Ultimately, in ruling from the bench, Guthmann agreed.
“There is no obligation on the attorney general to collect identification data and therefore it would have no obligation to destroy identification data,” the judge said.
Guthmann ruled that Norman’s case failed to meet any of the Dahlberg factors for temporary restraining orders.
Foremost among those, Guthmann said, was Norman’s failure to show he had been “irreparably harmed” by the dissemination of publicly available court records. He suggested that Swanson suffered equally when Norman’s statements went on record in The Intercept last week to confirm claims by anonymous staffers that Swanson is running a highly politicized office.
Swanson, despite leading in some pre-primary polls, finished a distant third Tuesday. “The attorney general is probably wondering what went wrong,” Guthmann said. “And these news stories in this case are probably on her list. So harm is a two-way street.”
After the hearing, Norman expressed disappointment in the judge’s ruling. He still insists that Hatch represented to him that his records were expunged. He said he thought the records were being expunged not entirely for his own benefit. The move was supposed to protect Swanson from political damage, should Norman’s criminal record leak to the public while he was working in her office.

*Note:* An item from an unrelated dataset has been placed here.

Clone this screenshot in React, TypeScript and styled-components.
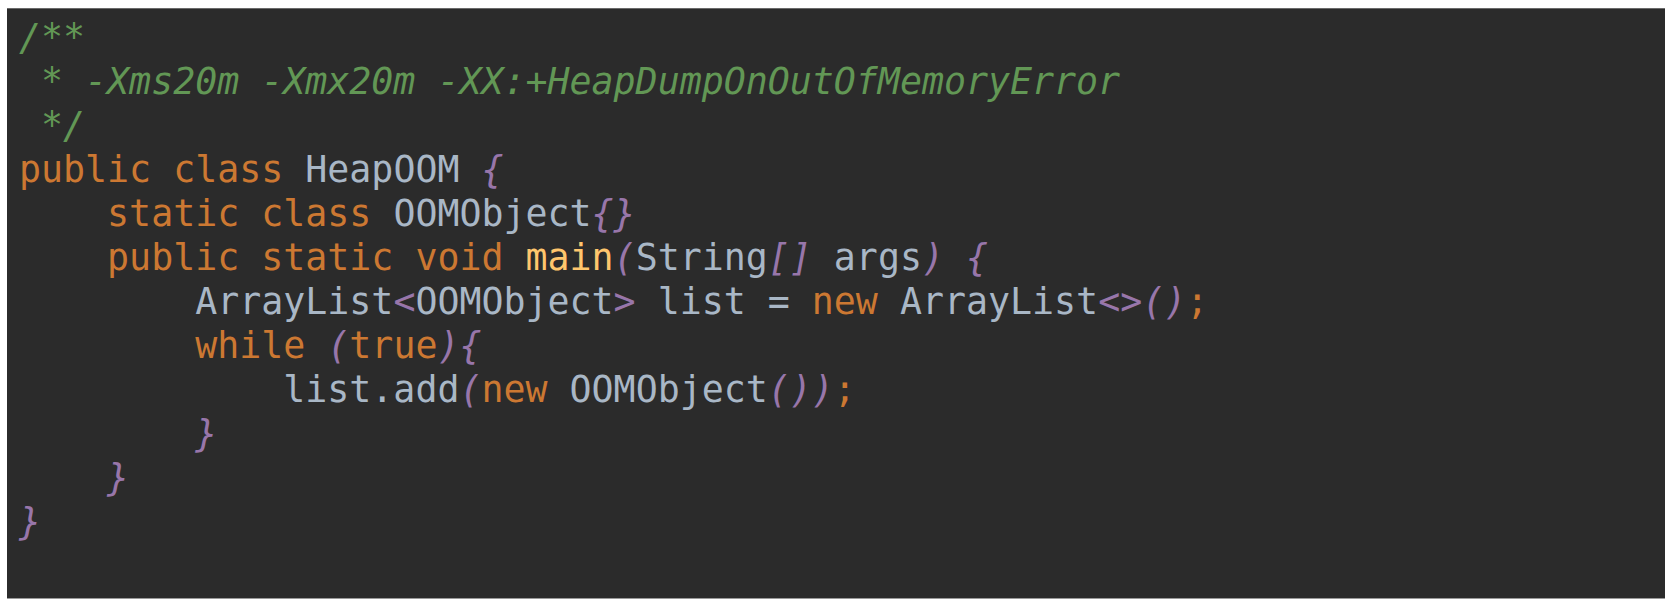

He said he believes that Swanson and Hatch directed Wogsland to send his court record to journalists. “They talk to each other about everything,” Norman said. “There are not too many decisions that are made without Hatch’s input or advice, in my experience of working with them.”
Regardless of the ruling, Norman said, he feels that his trust was betrayed by his former employer. “Right now, I am just heartbroken,” he said.
Norman said that, had he known his criminal records were still public, he might not have spoken to the Intercept.
“I never would have pushed this this hard,” he said. “I believed my records were expunged because my attorney—my friend, looked at as family—told me that my record was expunged.”